Expect lots of small dollar tax benefits with low threshold phase-outs to help
moderate and lower income taxpayers.
◙
Obama
Estate Tax.
The word is a $3.5 million exclusion and 45% rate. However,
taxing income above $250,000 puts a much higher percentage of income earners in
the maximum bracket then $3.5 million does to the estate tax. If Obama tax
legislation made the same percentage of taxpayers subject to the estate tax as
would be subject to the income tax, the $3.5 million exemption could be
lowered. Portability might be in! If you die, your surviving spouse, if he/she
doesn’t remarry could take advantage of your unused exemption. That effectively
would give married couples $7 million of exemption before an estate tax kicked
in. Portability makes ignoring planning seductive in that you can avoid tax on
up to a $7 million family net worth without the need to re-title assets and
include a bypass trust in your will, complications required under the current
estate tax. Caution: Bypass trust planning to protect assets from new
spouses, claimants, appreciation above the exclusion and more will remain
important.
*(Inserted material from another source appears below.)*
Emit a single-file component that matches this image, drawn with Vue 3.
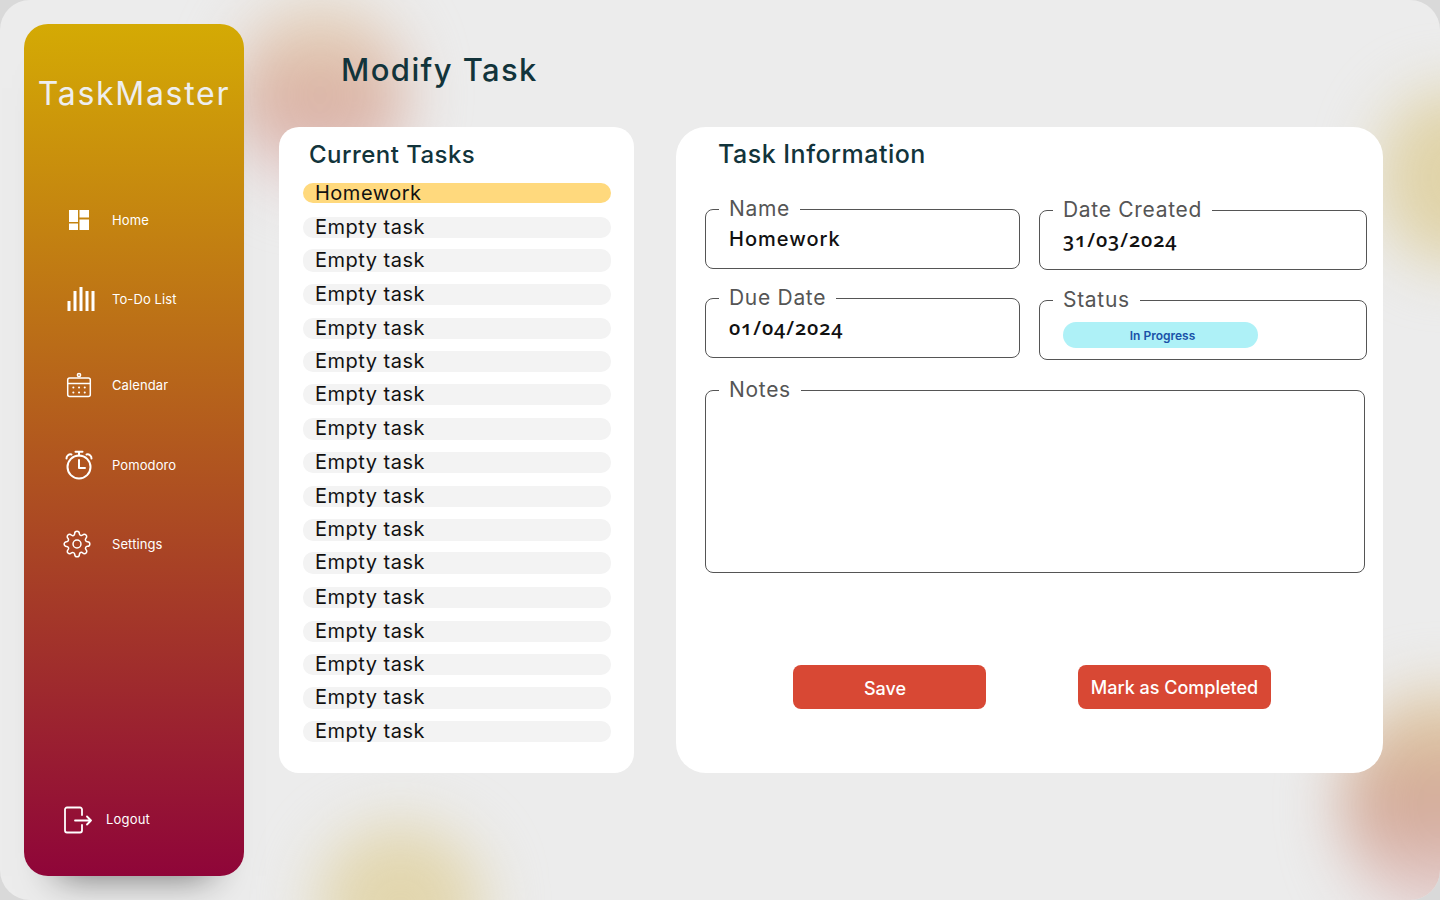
<script setup>
const navItems = [
  { label: 'Home', icon: 'home' },
  { label: 'To-Do List', icon: 'todo' },
  { label: 'Calendar', icon: 'calendar' },
  { label: 'Pomodoro', icon: 'pomodoro' },
  { label: 'Settings', icon: 'settings' },
];

// top edge and height of each row, the list in the design isn't evenly spaced
const rowBoxes = [
  [183, 20], [217, 21], [249, 23], [284, 21], [318, 21], [351, 21], [384, 21], [418, 22],
  [452, 21], [486, 21], [519, 22], [552, 22], [587, 21], [621, 21], [654, 21], [687, 22], [721, 21],
];

const tasks = rowBoxes.map(([top, height], i) => ({
  name: i === 0 ? 'Homework' : 'Empty task',
  active: i === 0,
  style: {
    height: height + 'px',
    marginTop: (i === 0 ? 0 : top - rowBoxes[i - 1][0] - rowBoxes[i - 1][1]) + 'px',
  },
}));
</script>

<template>
  <div class="page">
    <div class="blob blob-rose"></div>
    <div class="blob blob-sand-right"></div>
    <div class="blob blob-sand-bottom"></div>
    <div class="blob blob-corner"></div>

    <aside class="sidebar">
      <div class="brand">TaskMaster</div>
      <nav class="nav">
        <a v-for="item in navItems" :key="item.label" class="nav-item">
          <span class="nav-icon">
            <svg v-if="item.icon === 'home'" width="20" height="20" viewBox="0 0 20 20" fill="#fff">
              <rect x="0" y="0" width="9" height="12" />
              <rect x="0" y="13.5" width="9" height="6.5" />
              <rect x="10.5" y="0" width="9.5" height="7.5" />
              <rect x="10.5" y="9.5" width="9.5" height="10.5" />
            </svg>
            <svg v-else-if="item.icon === 'todo'" class="todo-icon" width="28" height="26" viewBox="0 0 28 26" fill="#fff">
              <rect x="0.5" y="15" width="3" height="10" />
              <rect x="6.5" y="5" width="3" height="20" />
              <rect x="12.5" y="1" width="3" height="24" />
              <rect x="18.5" y="5" width="3" height="20" />
              <rect x="24.5" y="5" width="3" height="20" />
            </svg>
            <svg v-else-if="item.icon === 'calendar'" width="26" height="26" viewBox="0 0 26 26" fill="none" stroke="#fff" stroke-width="1.5">
              <circle cx="13" cy="3" r="1.6" />
              <rect x="1.7" y="6" width="22.6" height="18.6" rx="2" />
              <path d="M1.7 11.5h22.6" />
              <path d="M7.3 15.5h.1M13 15.5h.1M18.7 15.5h.1M7.3 20.5h.1M13 20.5h.1M18.7 20.5h.1" stroke-width="2" stroke-linecap="round" />
            </svg>
            <svg v-else-if="item.icon === 'pomodoro'" width="28" height="30" viewBox="0 0 28 30" fill="none" stroke="#fff" stroke-width="2">
              <circle cx="14" cy="17" r="11.5" />
              <path d="M10.5 1.8h7M14 2v3.5" stroke-linecap="round" />
              <path d="M1.5 8.5a4 4 0 0 1 5-4M26.5 8.5a4 4 0 0 0-5-4" stroke-linecap="round" />
              <path d="M14 10v8h6" stroke-linecap="round" stroke-linejoin="round" />
            </svg>
            <svg v-else class="gear-icon" width="28" height="28" viewBox="0 0 24 24" fill="none" stroke="#fff" stroke-width="1.3" stroke-linejoin="round">
              <circle cx="12" cy="12" r="3.4" />
              <path d="M19.4 15a1.65 1.65 0 0 0 .33 1.82l.06.06a2 2 0 0 1 0 2.83 2 2 0 0 1-2.83 0l-.06-.06a1.65 1.65 0 0 0-1.82-.33 1.65 1.65 0 0 0-1 1.51V21a2 2 0 0 1-2 2 2 2 0 0 1-2-2v-.09A1.65 1.65 0 0 0 9 19.4a1.65 1.65 0 0 0-1.82.33l-.06.06a2 2 0 0 1-2.83 0 2 2 0 0 1 0-2.83l.06-.06a1.65 1.65 0 0 0 .33-1.82 1.65 1.65 0 0 0-1.51-1H3a2 2 0 0 1-2-2 2 2 0 0 1 2-2h.09A1.65 1.65 0 0 0 4.6 9a1.65 1.65 0 0 0-.33-1.82l-.06-.06a2 2 0 0 1 0-2.83 2 2 0 0 1 2.83 0l.06.06a1.65 1.65 0 0 0 1.82.33H9a1.65 1.65 0 0 0 1-1.51V3a2 2 0 0 1 2-2 2 2 0 0 1 2 2v.09a1.65 1.65 0 0 0 1 1.51 1.65 1.65 0 0 0 1.82-.33l.06-.06a2 2 0 0 1 2.83 0 2 2 0 0 1 0 2.83l-.06.06a1.65 1.65 0 0 0-.33 1.82V9a1.65 1.65 0 0 0 1.51 1H21a2 2 0 0 1 2 2 2 2 0 0 1-2 2h-.09a1.65 1.65 0 0 0-1.51 1z" />
            </svg>
          </span>
          <span>{{ item.label }}</span>
        </a>
      </nav>
      <a class="logout">
        <svg class="logout-icon" width="28" height="28" viewBox="0 0 28 28" fill="none" stroke="#fff" stroke-width="1.8" stroke-linecap="round" stroke-linejoin="round">
          <path d="M18 9V3.5a2 2 0 0 0-2-2H3a2 2 0 0 0-2 2v21a2 2 0 0 0 2 2h13a2 2 0 0 0 2-2V19" />
          <path d="M11 14.5h16M23 10.5l4 4-4 4" />
        </svg>
        <span>Logout</span>
      </a>
    </aside>

    <main class="main">
      <h1 class="page-title">Modify Task</h1>
      <div class="cards">
        <section class="card tasks-card">
          <h2 class="tasks-title">Current Tasks</h2>
          <div class="task-list">
            <div
              v-for="(task, i) in tasks"
              :key="i"
              class="task-row"
              :class="{ active: task.active }"
              :style="task.style"
            >{{ task.name }}</div>
          </div>
        </section>

        <section class="card info-card">
          <h2 class="info-title">Task Information</h2>
          <div class="field-grid">
            <div class="field-col">
              <fieldset class="field">
                <legend>Name</legend>
                <div class="value">Homework</div>
              </fieldset>
              <fieldset class="field">
                <legend>Due Date</legend>
                <div class="value date">01/04/2024</div>
              </fieldset>
            </div>
            <div class="field-col right">
              <fieldset class="field">
                <legend>Date Created</legend>
                <div class="value date">31/03/2024</div>
              </fieldset>
              <fieldset class="field">
                <legend>Status</legend>
                <div class="pill">In Progress</div>
              </fieldset>
            </div>
          </div>
          <fieldset class="field notes">
            <legend>Notes</legend>
          </fieldset>
          <div class="actions">
            <button class="btn save">Save</button>
            <button class="btn">Mark as Completed</button>
          </div>
        </section>
      </div>
    </main>
  </div>
</template>

<style>
html, body {
  margin: 0;
  background: #d9d9d9;
}
</style>

<style scoped>
.page {
  position: relative;
  width: 1440px;
  height: 900px;
  box-sizing: border-box;
  padding: 24px 0 24px 24px;
  display: flex;
  overflow: hidden;
  border-radius: 30px;
  font-family: Inter, "Liberation Sans", sans-serif;
  background-color: #ececec;
}

.blob {
  position: absolute;
  border-radius: 50%;
  filter: blur(30px);
}

.blob-rose {
  left: 235px;
  top: 0;
  width: 170px;
  height: 190px;
  background: linear-gradient(180deg, #e8dcc4 0%, #d9ae9f 55%, #e6d4da 100%);
}

.blob-sand-right {
  left: 1378px;
  top: 90px;
  width: 150px;
  height: 175px;
  background: #e0d3a8;
}

.blob-sand-bottom {
  left: 318px;
  top: 825px;
  width: 165px;
  height: 160px;
  background: #e2d6ae;
}

.blob-corner {
  left: 1342px;
  top: 690px;
  width: 200px;
  height: 230px;
  background: linear-gradient(180deg, #e2d2aa 0%, #d2a796 50%, #e8d6da 100%);
}

.sidebar {
  position: relative;
  width: 220px;
  height: 852px;
  flex: none;
  display: flex;
  flex-direction: column;
  border-radius: 24px;
  color: #fff;
  background: linear-gradient(180deg, #d4aa04 0%, #8f0539 100%);
  box-shadow: 0 32px 36px -32px rgba(0, 0, 0, 0.55);
}

.brand {
  margin-top: 49px;
  text-align: center;
  font-size: 32px;
  line-height: 42px;
  letter-spacing: 1.7px;
  color: #eeeeee;
  white-space: nowrap;
}

.nav {
  display: flex;
  flex-direction: column;
  gap: 49px;
  margin-top: 90px;
}

.nav-item {
  height: 30px;
  display: flex;
  align-items: center;
  font-size: 13px;
  letter-spacing: 0.1px;
  color: #fff;
}

.nav-item:nth-child(3) {
  margin-top: 7px;
}

.nav-item:nth-child(4) {
  margin-top: 1px;
}

.nav-icon {
  width: 60px;
  margin: 0 3px 0 25px;
  display: flex;
  align-items: center;
  justify-content: center;
  flex: none;
}

.todo-icon {
  margin-left: 3px;
}

.gear-icon {
  margin-right: 4px;
}

.logout {
  margin-top: auto;
  margin-bottom: 42px;
  padding-left: 40px;
  display: flex;
  align-items: center;
  gap: 14px;
  font-size: 13px;
  letter-spacing: 0.2px;
}

.logout-icon {
  margin-top: 2px;
}

.main {
  position: relative;
  margin-left: 35px;
  display: flex;
  flex-direction: column;
}

.page-title {
  margin: 0;
  height: 103px;
  box-sizing: border-box;
  padding: 10px 0 0 62px;
  font-size: 31px;
  line-height: 72px;
  font-weight: 500;
  letter-spacing: 1.4px;
  color: #12343b;
}

.cards {
  display: flex;
  gap: 42px;
}

.card {
  height: 646px;
  box-sizing: border-box;
  background: #fff;
}

.tasks-card {
  width: 355px;
  border-radius: 20px;
  padding: 14px 23px 0 24px;
}

.tasks-title {
  margin: 0 0 14px 6px;
  font-size: 24px;
  line-height: 28px;
  font-weight: 500;
  letter-spacing: 0.45px;
  color: #12343b;
}

.task-row {
  box-sizing: border-box;
  border-radius: 10px;
  padding: 0 0 2px 12px;
  display: flex;
  align-items: center;
  background: #f3f3f3;
  font-size: 20px;
  letter-spacing: 0.5px;
  color: #111;
}

.task-row.active {
  padding-bottom: 0;
  background: #ffd97d;
}

.info-card {
  width: 707px;
  border-radius: 30px;
  padding: 13px 0 0 29px;
}

.info-title {
  margin: 0 0 29px 13px;
  font-size: 25px;
  line-height: 28px;
  font-weight: 500;
  letter-spacing: 0.5px;
  color: #12343b;
}

.field-grid {
  display: grid;
  grid-template-columns: 315px 328px;
  gap: 19px;
}

.field-col {
  display: flex;
  flex-direction: column;
  gap: 17px;
}

.field-col.right {
  margin-top: 1px;
  gap: 18px;
}

.field {
  height: 72px;
  min-width: 0;
  margin: 0;
  box-sizing: border-box;
  padding: 0 23px;
  border: 1px solid #555;
  border-radius: 8px;
}

.field legend {
  margin-left: -10px;
  padding: 0 10px;
  font-size: 21px;
  line-height: 24px;
  letter-spacing: 0.7px;
  color: #555;
}

.value {
  margin-top: 3px;
  font-size: 20px;
  line-height: 30px;
  font-weight: 500;
  letter-spacing: 1px;
  color: #111;
}

.date {
  font-family: "Open Sans", sans-serif;
  font-weight: 600;
  letter-spacing: 0.9px;
  font-variant-numeric: oldstyle-nums;
}

.pill {
  width: 195px;
  height: 26px;
  margin-top: 10px;
  padding-left: 4px;
  box-sizing: border-box;
  border-radius: 13px;
  text-align: center;
  font-size: 12px;
  line-height: 28px;
  font-weight: 600;
  color: #1a52a8;
  background: #aef1f7;
}

.notes {
  width: 660px;
  height: 195px;
  margin-top: 18px;
}

.actions {
  margin: 92px 0 0 88px;
  display: flex;
  gap: 92px;
}

.btn {
  width: 193px;
  height: 44px;
  padding: 0;
  border: none;
  border-radius: 8px;
  background: #d84834;
  color: #fff;
  font-family: inherit;
  font-size: 18px;
  font-weight: 500;
}

.save {
  padding: 3px 9px 0 0;
}
</style>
Don’t be lulled into inaction if portability is enacted. (Bypass
trust and related planning will also remain important for your estate planner
reaching his retirement goals, but we’ll assume that doesn’t motivate you to
plan more).
◙ Will you have to Kiss Favorite Estate
Tax Acronyms Goodbye?
OK, so we all argue with the IRS that those 65%
discounts on family limited partnerships (FLPs) with marketable securities are
eminently reasonable (with a straight face no less). The reality is the income
tax laws have included restrictions on related party transactions for a long
time. Legislating away discounts on family transactions might eliminate one of
the most significant estate tax reduction mechanisms the wealthy have used to
minimize gift, estate and GST tax. While their at it, the Obama tax writers
might just deep six grantor retained annuity trusts (GRATs) as another wealthy
taxpayer technique that has some inherent unfairness to it (heads the taxpayer
wins, tails the taxpayer doesn’t loose). What about those annual demand powers
in trusts that rich folk have used to shift large chunks of value out
purportedly for the benefit of every descendant, niece, nephew, and third
cousin on Uncle Joe’s side? Some folks have just abused the technique. Perhaps
they’ll bite the tax planning dust too. Tip: The early tax plan catches
the tax benefit worms. Move now!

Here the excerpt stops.